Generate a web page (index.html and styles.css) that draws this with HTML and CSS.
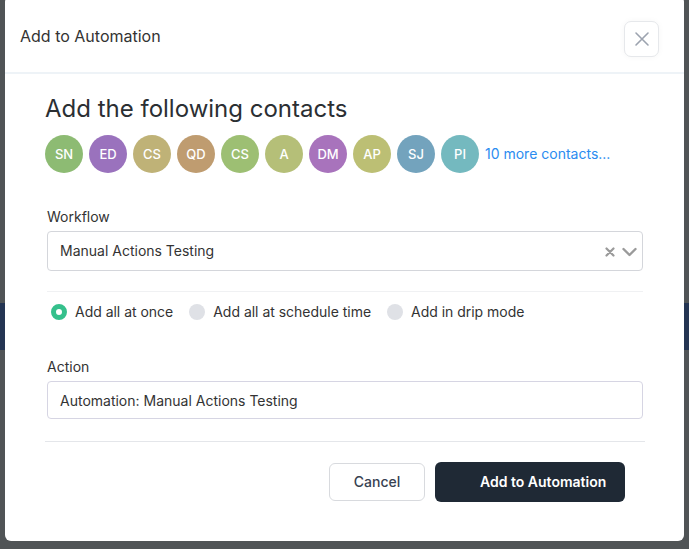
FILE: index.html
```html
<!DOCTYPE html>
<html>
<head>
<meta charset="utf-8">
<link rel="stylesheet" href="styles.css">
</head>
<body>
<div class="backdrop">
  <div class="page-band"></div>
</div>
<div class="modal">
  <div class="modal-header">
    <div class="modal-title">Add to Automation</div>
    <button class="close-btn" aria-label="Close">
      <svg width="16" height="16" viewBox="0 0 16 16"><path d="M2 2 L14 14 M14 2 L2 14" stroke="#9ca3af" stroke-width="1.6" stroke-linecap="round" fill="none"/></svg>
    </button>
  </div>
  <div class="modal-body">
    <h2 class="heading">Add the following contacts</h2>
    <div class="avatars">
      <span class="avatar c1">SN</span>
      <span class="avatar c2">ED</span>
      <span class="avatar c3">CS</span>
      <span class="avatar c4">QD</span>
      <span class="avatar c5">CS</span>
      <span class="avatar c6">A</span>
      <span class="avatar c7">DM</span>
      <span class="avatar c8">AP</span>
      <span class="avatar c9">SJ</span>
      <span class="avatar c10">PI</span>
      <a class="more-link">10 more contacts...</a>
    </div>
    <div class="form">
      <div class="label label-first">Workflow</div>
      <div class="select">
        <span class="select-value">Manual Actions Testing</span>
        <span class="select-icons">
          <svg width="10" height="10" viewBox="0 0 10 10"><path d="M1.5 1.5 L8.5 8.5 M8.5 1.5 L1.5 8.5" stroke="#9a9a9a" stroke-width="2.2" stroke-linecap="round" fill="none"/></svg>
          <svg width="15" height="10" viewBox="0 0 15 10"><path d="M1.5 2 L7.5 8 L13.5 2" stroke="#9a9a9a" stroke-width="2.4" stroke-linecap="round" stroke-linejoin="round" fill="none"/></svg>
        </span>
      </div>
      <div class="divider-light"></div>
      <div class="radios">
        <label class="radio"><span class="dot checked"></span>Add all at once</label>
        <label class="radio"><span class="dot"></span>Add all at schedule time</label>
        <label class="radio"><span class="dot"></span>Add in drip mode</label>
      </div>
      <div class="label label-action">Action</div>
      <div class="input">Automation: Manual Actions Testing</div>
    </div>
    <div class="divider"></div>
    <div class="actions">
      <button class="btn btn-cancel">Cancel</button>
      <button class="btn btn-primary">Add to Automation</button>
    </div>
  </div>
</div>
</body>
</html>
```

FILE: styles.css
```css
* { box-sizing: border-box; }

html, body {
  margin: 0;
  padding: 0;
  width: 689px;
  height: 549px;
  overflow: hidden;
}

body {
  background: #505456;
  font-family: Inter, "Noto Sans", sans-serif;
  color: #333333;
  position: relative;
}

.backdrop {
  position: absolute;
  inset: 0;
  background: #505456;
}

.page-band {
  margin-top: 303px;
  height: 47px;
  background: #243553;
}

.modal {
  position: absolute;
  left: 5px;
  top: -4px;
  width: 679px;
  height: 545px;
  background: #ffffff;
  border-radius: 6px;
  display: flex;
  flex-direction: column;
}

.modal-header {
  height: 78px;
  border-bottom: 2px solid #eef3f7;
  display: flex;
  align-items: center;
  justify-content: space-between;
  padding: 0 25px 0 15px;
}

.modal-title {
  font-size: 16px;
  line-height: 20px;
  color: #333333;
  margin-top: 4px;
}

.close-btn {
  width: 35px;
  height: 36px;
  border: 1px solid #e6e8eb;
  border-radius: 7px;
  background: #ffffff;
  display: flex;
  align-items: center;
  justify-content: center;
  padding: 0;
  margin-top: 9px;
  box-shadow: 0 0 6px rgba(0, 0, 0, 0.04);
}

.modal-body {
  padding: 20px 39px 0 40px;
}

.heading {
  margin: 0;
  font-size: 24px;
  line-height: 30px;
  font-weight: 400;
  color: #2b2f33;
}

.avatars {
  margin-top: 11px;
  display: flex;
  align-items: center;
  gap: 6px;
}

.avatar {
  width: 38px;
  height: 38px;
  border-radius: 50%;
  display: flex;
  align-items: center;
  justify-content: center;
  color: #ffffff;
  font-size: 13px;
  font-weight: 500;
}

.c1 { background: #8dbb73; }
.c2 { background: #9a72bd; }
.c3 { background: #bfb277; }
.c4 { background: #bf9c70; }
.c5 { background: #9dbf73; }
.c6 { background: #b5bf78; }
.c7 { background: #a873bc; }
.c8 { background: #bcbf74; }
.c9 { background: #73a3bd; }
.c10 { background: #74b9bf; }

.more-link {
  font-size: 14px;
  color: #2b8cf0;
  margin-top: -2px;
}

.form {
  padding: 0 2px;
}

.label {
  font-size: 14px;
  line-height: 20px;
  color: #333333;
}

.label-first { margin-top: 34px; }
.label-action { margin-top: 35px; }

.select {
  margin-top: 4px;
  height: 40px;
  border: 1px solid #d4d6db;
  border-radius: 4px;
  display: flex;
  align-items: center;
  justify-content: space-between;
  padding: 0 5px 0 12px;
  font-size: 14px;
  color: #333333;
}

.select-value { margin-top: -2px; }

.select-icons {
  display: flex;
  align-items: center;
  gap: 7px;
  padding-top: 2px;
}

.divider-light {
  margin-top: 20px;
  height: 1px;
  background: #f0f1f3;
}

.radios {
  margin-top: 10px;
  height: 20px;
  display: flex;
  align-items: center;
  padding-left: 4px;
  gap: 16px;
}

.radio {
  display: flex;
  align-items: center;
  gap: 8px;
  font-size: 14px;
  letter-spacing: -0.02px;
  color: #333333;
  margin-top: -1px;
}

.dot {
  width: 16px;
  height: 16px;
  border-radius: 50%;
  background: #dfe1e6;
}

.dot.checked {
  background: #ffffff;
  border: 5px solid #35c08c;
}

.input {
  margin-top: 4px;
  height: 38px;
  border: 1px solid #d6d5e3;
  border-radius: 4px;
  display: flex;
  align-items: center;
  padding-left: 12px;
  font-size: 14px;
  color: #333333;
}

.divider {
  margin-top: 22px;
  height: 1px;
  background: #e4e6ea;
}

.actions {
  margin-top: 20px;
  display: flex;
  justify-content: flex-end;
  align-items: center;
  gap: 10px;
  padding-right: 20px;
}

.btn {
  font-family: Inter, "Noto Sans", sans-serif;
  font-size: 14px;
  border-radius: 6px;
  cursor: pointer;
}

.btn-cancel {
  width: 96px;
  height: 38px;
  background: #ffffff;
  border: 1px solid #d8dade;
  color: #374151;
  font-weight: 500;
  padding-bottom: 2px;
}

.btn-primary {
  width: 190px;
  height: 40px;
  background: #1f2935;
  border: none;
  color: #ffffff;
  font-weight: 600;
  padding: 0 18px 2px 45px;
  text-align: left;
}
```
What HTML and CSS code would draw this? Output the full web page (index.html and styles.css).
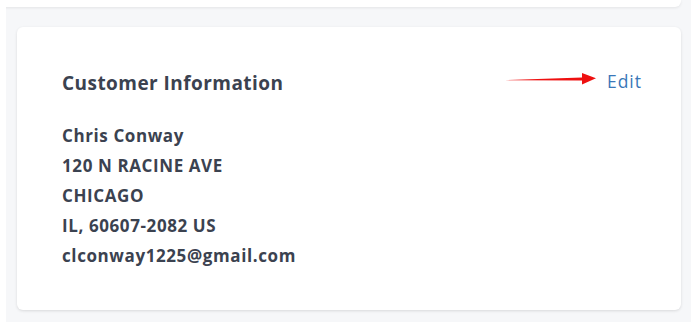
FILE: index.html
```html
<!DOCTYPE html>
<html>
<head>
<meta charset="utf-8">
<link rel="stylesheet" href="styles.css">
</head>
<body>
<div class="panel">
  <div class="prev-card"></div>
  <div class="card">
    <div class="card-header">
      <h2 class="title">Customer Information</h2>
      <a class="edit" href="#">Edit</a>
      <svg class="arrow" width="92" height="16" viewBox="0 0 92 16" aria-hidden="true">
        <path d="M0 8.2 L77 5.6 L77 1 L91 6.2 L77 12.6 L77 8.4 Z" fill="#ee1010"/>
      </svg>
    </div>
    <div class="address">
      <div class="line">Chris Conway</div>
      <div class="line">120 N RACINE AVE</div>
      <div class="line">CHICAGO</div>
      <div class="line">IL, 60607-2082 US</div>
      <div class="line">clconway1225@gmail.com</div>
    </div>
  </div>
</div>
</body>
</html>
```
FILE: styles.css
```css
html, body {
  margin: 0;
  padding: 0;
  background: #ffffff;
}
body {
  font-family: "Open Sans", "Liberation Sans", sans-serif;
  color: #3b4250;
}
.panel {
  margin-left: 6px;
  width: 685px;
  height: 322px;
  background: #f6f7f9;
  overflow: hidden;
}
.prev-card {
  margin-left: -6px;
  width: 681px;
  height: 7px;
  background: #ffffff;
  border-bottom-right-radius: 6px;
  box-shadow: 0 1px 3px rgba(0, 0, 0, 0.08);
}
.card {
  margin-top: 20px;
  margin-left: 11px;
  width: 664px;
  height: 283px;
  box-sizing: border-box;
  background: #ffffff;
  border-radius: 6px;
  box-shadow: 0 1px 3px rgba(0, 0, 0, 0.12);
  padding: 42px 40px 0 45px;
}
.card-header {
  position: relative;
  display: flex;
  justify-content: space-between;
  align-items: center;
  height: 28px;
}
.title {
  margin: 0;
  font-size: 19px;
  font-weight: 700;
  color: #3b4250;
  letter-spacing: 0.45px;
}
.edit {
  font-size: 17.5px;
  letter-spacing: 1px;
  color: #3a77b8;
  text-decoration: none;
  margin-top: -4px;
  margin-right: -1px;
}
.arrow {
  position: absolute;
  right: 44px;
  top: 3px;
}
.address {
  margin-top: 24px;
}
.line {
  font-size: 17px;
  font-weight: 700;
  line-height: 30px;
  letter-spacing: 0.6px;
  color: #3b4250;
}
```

--

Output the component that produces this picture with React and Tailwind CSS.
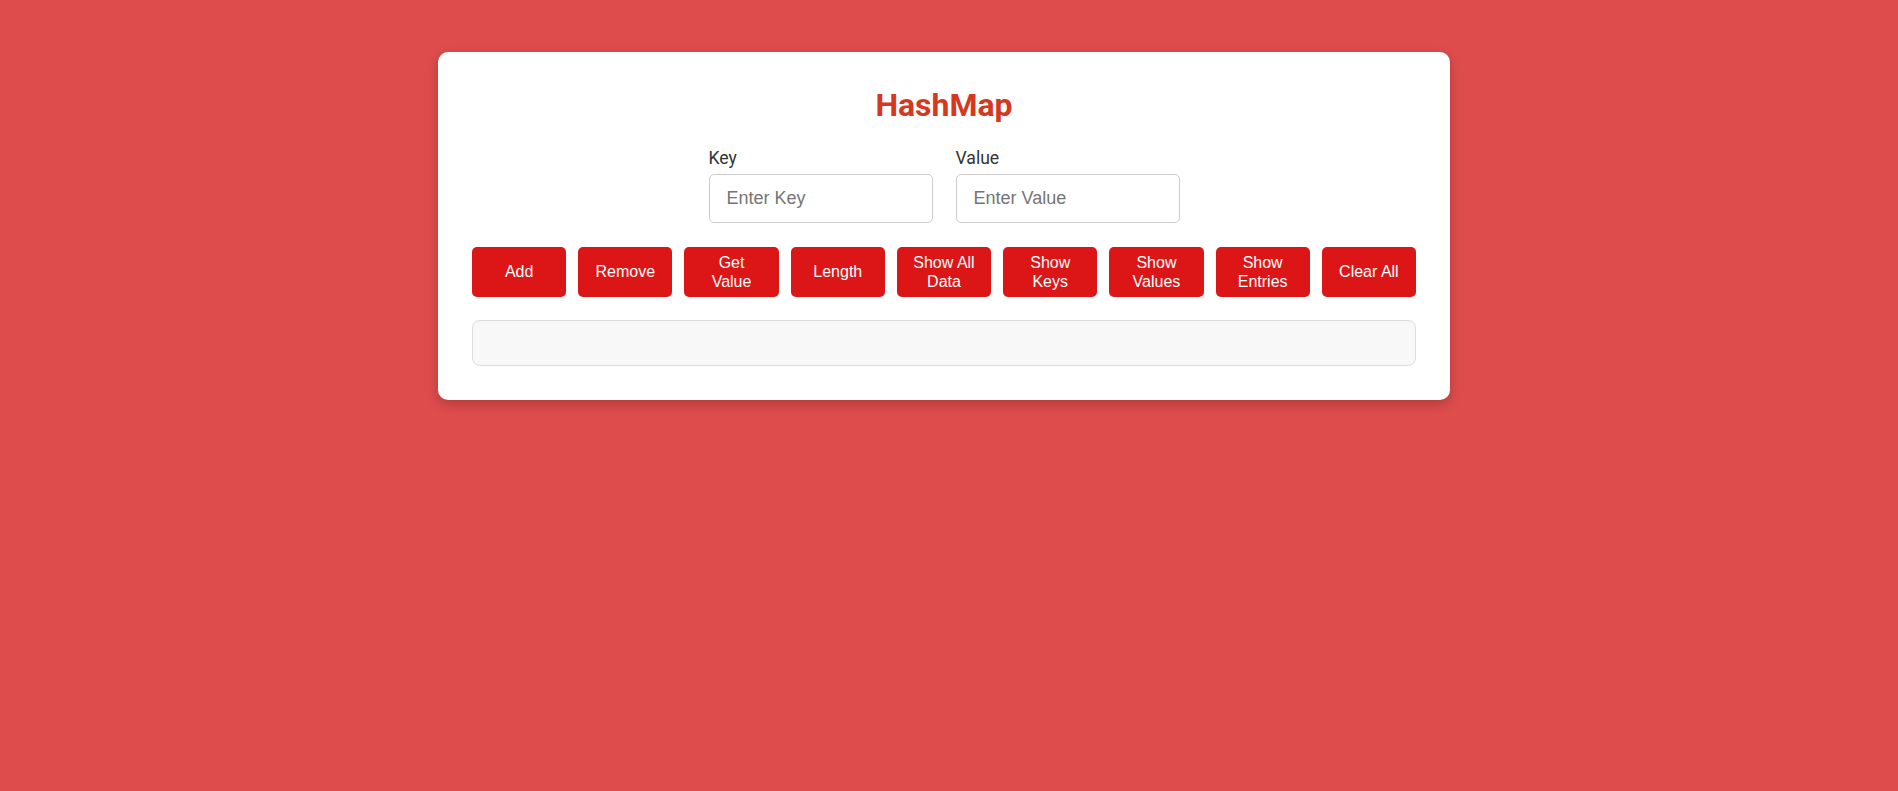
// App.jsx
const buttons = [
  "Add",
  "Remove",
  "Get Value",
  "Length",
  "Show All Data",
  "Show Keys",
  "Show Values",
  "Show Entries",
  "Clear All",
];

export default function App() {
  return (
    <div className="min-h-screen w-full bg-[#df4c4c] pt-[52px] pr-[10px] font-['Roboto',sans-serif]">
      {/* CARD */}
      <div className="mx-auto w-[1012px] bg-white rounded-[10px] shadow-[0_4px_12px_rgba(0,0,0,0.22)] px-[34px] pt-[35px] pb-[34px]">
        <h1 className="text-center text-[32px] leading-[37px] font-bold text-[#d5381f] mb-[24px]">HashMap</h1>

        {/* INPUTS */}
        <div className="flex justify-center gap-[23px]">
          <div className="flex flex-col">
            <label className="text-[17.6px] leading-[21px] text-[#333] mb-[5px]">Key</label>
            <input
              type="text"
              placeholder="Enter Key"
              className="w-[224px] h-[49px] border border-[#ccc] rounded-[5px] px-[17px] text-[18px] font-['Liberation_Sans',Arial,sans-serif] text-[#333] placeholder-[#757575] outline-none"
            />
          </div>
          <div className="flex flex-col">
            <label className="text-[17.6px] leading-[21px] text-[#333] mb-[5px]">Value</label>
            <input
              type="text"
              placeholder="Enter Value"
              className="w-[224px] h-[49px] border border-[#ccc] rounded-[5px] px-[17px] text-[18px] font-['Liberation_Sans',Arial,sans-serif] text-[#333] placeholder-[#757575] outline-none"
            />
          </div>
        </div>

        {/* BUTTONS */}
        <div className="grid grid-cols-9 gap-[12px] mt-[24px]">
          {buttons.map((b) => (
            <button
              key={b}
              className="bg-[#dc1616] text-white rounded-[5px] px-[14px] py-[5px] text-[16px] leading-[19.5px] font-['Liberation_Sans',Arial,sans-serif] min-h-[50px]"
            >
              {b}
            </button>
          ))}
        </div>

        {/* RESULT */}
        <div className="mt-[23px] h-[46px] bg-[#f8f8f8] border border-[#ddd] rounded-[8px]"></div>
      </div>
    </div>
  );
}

---

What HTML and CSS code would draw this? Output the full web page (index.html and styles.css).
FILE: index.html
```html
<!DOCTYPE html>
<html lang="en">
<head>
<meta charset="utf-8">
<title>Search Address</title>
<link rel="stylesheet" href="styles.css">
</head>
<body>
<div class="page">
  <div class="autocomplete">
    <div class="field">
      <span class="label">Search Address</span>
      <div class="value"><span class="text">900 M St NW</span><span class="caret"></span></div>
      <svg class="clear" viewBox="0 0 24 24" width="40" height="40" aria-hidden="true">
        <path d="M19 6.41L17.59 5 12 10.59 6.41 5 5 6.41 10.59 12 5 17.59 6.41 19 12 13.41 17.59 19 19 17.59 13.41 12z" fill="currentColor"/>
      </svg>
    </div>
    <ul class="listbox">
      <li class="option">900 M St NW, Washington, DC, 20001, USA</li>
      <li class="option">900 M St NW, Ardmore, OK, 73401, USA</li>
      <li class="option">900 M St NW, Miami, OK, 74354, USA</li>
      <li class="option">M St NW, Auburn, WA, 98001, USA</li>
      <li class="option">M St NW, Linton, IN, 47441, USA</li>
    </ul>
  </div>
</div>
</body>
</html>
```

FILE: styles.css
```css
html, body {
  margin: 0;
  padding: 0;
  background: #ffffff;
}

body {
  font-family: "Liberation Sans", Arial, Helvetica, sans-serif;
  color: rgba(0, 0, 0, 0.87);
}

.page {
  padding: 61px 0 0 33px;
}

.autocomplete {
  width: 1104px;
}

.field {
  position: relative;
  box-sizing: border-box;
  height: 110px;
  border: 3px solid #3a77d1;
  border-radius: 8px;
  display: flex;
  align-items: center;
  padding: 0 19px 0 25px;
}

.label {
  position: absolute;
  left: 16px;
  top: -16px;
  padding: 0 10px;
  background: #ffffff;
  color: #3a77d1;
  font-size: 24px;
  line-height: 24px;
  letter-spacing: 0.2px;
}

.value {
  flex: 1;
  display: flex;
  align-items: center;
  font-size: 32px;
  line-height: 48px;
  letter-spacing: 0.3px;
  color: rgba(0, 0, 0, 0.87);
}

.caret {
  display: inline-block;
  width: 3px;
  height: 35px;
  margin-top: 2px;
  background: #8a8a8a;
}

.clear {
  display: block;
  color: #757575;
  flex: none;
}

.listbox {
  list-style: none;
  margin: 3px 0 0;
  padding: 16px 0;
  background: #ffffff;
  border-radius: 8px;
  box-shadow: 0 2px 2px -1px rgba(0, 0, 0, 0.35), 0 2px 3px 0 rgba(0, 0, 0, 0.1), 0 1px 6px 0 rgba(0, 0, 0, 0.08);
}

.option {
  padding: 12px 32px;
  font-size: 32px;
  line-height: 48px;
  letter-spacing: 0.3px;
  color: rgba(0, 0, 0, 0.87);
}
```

STATED TASK. From the listing above, copy every line that holds the string "with".

RESULT OF THE EXERCISE.
Generate a web page (index.html and styles.css) that draws this with HTML and CSS.
Output the component that produces this picture with React and Tailwind CSS.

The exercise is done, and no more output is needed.